El azaroso descubrimiento de la penicilina

Como en el caso de la penicilina, la observación sobre el poder microbicida de la lisozima se debió a una contaminación de la placa de cultivo. Fleming llamó al microorganismo Coccus A.F. Más tarde se denominó Mycrococcus lysodeikticus y finalmente lisozima, es decir, «enzima que rompe». Las investigaciones de Fleming sobre la lisozima no tuvieron repercusión. Años después, Fleming trabajó en el mismo sentido pero con la penicilina, y sus trabajos supusieron el inicio de la antibioterapia.

Alexander Fleming, descubridor de la penicilina.

Los antiguos habían empleado sustancias naturales por sus efectos antibióticos, de forma empírica. Los papiros egipcios recomiendan como remedio contra las infecciones dérmicas pomadas con levadura de cerveza y la ingestión de arcillas, de las que más tarde se aisló, en el siglo XX, la estreptomicina. En España se administraba, en los medios rurales, pan enmohecido (conocido popularmente como «pan de preñadas») a las mujeres aquejadas de fiebres puerperales. En 1928, a Fleming se le había contaminado accidentalmente uno de sus cultivos de estafilococos. El hongo contaminante activaba un proceso de lisis de las colonias vecinas de estafilococos y formaba a su alrededor un halo de inhibición. Fleming aplicó a su estudio las técnicas anteriormente empleadas para estudiar el efecto de la lisozima y observó que el moho era capaz de inhibir el crecimiento de microorganismos grampositivos, especialmente estafilococos, estreptococos y bacilos diftéricos. Denominó penicilina a la sustancia responsable de la inhibición bacteriana y el micólogo del hospital identificó el moho como Penicillum rubrum. La penicilina era activa en diluciones extremadamente altas y casi carecía de toxicidad. El paso siguiente fue tratar de aislar y purificar la penicilina, pero Fleming no lo consiguió y la publicación de sus trabajos en 1929 pasó relativamente desapercibida, como un estudio más sobre el fenómeno de la antibiosis sin aplicaciones terapéuticas.

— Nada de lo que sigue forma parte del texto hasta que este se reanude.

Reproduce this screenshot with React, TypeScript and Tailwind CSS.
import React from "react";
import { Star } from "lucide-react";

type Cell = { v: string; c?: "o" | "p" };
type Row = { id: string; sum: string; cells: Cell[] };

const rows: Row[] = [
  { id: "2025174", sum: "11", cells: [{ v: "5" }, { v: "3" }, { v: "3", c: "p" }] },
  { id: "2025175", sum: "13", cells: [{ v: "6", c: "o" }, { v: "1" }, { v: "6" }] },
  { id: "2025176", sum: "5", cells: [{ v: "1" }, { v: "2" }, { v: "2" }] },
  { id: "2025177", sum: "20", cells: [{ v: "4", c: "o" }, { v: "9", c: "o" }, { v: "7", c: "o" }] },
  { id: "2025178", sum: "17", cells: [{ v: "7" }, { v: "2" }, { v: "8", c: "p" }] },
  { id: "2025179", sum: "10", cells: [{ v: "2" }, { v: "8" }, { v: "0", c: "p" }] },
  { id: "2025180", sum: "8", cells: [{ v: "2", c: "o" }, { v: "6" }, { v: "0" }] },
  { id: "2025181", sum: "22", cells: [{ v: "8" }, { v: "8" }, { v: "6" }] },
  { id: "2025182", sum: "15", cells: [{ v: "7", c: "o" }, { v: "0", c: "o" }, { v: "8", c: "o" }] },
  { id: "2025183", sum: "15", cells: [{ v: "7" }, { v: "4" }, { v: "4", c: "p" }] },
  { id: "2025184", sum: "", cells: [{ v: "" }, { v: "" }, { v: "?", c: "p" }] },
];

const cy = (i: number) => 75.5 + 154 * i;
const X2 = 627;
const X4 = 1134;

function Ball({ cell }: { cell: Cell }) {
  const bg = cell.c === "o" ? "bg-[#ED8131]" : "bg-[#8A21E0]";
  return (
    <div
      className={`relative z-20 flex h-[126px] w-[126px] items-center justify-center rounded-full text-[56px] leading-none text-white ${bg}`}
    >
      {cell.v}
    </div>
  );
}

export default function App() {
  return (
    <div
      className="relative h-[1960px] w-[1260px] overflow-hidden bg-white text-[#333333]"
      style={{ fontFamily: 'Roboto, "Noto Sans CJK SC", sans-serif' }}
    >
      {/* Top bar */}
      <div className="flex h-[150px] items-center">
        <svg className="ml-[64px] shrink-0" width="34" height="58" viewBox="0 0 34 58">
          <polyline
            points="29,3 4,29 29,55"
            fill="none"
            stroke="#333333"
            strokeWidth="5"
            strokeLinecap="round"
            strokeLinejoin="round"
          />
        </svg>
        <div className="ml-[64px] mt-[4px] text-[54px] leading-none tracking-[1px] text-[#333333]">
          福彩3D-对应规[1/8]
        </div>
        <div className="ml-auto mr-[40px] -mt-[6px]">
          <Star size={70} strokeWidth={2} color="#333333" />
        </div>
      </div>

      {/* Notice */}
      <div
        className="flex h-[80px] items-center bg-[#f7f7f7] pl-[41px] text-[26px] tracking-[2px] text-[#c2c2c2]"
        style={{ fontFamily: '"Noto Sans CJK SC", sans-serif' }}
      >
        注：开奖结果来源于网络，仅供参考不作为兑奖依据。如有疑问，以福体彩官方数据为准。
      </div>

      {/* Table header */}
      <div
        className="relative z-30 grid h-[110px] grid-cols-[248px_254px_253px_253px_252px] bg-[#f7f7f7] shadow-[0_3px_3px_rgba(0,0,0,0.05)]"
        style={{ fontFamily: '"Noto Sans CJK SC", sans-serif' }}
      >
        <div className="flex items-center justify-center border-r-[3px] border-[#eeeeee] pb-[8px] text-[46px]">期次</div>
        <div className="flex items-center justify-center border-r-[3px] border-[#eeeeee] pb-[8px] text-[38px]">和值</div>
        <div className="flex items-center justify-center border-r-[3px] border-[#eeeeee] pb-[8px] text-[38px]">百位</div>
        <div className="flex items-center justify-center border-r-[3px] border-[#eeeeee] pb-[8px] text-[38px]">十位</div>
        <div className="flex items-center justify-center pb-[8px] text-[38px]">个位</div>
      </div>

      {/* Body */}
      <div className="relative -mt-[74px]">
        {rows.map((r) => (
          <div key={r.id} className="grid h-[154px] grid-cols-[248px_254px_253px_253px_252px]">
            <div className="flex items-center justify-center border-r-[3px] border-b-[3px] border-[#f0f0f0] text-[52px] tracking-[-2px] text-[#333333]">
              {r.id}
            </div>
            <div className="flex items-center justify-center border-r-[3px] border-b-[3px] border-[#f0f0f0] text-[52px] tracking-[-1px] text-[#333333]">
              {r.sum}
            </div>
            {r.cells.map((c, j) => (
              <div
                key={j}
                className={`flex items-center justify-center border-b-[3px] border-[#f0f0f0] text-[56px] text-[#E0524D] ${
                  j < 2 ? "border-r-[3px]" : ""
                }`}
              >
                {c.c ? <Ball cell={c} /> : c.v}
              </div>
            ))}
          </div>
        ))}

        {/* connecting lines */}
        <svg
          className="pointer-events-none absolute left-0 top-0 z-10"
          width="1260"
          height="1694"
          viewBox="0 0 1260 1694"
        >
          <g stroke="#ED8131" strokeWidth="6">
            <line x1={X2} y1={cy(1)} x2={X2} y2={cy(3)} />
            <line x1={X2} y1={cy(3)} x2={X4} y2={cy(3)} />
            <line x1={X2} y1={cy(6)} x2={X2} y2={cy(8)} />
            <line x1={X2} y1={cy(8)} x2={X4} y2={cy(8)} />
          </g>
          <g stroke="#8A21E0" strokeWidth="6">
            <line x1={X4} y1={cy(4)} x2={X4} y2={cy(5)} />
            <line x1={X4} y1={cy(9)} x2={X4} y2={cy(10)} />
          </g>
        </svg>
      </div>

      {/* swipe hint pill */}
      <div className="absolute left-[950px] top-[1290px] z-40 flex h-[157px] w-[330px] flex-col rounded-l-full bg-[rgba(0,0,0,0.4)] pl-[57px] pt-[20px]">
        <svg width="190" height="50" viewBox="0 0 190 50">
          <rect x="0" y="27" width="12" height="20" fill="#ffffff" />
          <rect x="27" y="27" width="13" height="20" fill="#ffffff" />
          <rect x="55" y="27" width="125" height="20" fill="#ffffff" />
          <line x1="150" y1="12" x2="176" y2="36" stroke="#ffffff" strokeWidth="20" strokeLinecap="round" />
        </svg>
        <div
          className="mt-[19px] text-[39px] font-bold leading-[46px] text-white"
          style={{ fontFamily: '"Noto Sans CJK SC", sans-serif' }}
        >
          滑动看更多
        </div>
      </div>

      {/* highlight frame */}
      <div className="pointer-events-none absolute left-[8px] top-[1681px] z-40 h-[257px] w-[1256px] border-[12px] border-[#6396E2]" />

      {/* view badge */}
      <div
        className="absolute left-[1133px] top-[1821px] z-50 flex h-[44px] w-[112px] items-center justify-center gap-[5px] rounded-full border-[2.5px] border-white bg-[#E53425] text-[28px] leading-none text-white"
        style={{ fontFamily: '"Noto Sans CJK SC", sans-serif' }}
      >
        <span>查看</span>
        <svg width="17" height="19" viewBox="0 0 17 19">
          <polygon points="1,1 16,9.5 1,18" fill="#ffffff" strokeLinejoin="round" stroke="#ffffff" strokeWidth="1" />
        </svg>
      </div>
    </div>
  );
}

El bioquímico Raistrick y sus colaboradores intentaron aislar la penicilina y entre 1930 y 1932 mejoraron el caldo de cultivo del Penicillum, que había sido identificado como Penicillum notatum, pero no consiguió extraer el principio activo. Al finalizar la década de los años treinta, varios equipos de investigadores intentaron encontrar sustancias naturales con actividad antimicrobiana. Dos científicos de Oxford, Florey y Chain, buscaban compuestos antimicrobianos de origen natural. Les llamó la atención los trabajos de Fleming sobre la lisozima y la penicilina, y con la ayuda de la Fundación Rockefeller obtuvieron penicilina y comprobaron su inestabilidad, que impedía su utilización. Chain obtuvo la sal sódica de la penicilina y la concentración del producto se consiguió por liofilización. El resultado fue esperanzador: un polvo rico en penicilina estable y de bastante pureza.

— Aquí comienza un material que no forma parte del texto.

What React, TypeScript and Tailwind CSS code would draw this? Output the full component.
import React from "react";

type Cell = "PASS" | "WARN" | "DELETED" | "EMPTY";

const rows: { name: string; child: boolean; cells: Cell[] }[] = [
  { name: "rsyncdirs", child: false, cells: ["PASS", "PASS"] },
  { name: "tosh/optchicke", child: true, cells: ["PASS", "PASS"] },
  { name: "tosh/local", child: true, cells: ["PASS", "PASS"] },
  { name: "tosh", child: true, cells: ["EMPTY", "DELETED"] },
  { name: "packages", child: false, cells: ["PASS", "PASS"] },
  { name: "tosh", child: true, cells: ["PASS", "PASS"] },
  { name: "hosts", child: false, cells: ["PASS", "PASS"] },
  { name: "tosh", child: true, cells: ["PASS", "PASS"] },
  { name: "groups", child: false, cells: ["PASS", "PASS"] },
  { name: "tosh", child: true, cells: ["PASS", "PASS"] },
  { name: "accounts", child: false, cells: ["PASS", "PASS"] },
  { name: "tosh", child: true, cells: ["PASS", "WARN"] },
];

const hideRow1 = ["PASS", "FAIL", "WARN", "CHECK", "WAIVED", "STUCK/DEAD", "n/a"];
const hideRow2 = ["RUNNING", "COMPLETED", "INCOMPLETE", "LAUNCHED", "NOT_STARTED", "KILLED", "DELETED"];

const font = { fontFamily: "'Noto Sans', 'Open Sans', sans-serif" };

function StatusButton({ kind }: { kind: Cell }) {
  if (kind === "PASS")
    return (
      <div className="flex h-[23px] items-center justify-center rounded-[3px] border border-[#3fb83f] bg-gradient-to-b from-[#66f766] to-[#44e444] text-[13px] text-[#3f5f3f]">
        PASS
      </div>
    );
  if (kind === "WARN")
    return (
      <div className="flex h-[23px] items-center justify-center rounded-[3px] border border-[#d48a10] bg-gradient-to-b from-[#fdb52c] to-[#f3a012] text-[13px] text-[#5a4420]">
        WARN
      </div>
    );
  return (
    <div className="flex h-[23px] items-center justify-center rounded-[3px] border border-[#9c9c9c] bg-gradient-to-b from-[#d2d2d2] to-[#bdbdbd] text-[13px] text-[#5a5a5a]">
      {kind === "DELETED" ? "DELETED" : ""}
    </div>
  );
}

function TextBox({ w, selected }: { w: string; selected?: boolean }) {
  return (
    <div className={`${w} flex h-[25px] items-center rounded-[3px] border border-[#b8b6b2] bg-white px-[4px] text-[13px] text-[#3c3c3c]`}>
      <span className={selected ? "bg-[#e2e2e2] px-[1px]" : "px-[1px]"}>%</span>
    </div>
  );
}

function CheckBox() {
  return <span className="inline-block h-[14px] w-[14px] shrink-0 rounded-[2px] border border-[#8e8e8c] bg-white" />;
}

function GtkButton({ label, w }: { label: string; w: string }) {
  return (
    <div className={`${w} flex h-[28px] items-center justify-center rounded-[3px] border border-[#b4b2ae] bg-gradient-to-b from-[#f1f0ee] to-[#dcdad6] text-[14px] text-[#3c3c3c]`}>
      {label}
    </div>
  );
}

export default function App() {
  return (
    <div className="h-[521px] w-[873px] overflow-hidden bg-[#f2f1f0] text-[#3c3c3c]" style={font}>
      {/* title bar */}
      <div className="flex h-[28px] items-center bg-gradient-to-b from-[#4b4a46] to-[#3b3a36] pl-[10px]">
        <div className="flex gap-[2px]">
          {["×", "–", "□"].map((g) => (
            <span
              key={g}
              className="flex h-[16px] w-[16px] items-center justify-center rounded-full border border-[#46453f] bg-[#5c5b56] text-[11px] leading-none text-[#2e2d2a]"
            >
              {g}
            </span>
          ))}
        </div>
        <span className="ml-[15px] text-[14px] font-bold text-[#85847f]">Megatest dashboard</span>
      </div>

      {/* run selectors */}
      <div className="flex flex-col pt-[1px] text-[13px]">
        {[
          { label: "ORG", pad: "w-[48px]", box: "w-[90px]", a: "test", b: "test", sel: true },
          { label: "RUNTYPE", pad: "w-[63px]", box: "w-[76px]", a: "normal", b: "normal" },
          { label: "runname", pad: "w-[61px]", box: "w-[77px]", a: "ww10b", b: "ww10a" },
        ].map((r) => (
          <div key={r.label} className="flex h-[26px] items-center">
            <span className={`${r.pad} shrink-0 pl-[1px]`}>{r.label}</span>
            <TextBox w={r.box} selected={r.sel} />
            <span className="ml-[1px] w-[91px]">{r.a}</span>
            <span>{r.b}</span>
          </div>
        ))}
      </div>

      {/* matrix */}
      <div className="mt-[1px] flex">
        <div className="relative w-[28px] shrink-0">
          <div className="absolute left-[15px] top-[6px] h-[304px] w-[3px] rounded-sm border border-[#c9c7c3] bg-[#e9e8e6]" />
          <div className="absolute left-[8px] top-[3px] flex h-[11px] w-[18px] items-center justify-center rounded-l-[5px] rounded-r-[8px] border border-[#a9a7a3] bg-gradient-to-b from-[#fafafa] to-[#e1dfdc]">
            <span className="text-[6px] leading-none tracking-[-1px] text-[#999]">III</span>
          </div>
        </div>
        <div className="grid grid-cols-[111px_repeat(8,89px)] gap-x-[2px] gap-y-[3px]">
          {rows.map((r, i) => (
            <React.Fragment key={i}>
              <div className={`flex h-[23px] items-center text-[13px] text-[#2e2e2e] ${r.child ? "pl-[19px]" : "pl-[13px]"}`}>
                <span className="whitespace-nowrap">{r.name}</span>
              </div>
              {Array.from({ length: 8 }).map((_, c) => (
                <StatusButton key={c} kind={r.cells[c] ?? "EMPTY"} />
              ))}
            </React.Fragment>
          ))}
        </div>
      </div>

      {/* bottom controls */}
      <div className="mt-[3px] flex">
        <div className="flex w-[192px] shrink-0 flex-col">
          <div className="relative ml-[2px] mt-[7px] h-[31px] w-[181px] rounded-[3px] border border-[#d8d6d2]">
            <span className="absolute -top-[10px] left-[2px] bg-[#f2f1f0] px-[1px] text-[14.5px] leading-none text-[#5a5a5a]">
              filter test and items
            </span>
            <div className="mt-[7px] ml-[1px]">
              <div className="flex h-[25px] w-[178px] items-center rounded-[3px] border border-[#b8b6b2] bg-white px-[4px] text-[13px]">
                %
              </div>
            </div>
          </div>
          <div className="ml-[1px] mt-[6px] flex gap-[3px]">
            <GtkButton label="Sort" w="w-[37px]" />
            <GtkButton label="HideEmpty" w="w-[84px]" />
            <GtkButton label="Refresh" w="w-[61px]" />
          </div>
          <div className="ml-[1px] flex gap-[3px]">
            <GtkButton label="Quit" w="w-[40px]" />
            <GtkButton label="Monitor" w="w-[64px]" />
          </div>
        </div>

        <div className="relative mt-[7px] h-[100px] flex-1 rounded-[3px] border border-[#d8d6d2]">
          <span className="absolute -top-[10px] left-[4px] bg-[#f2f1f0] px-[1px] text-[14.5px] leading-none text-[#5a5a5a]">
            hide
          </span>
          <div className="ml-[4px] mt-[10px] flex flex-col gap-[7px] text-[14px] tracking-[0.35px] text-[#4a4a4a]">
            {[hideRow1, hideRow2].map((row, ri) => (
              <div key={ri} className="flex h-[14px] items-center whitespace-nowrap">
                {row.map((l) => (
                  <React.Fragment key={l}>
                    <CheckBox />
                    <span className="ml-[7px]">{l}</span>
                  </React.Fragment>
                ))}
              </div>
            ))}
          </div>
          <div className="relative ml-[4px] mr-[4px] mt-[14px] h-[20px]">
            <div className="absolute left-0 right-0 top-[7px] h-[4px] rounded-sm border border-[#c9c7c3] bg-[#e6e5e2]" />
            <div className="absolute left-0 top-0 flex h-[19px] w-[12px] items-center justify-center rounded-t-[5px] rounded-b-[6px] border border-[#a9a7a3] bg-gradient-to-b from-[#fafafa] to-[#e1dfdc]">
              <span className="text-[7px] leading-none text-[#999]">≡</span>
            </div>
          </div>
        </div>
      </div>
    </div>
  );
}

H. W. Florey, profesor de patología, realizó los ensayos en animales y confirmó las observaciones de Fleming sobre la baja toxicidad de la penicilina y su amplio espectro de actividad antimicrobiana. Heatley se incorporó al equipo de Chain y Florey y, junto con éste, perfeccionó el método de purificación y consiguieron un producto mil veces más activo que el inicial y que era diez veces más activo que las sulfonamidas. En 1940, el equipo de Oxford publicó sus resultados; en febrero de 1941 disponían de penicilina suficiente para ensayarla en un hombre, y el 12 de febrero se trató al primer paciente, un policía afectado por una septicemia que no había respondido al tratamiento con sulfamidas. El paciente agonizaba cuando se le administró la primera inyección intravenosa de penicilina; al cuarto día la fiebre había descendido, pero el paciente falleció porque no se disponía de penicilina para proseguir el tratamiento. Para aprovechar al máximo la penicilina disponible, se recuperó la que se excretaba por la orina del enfermo.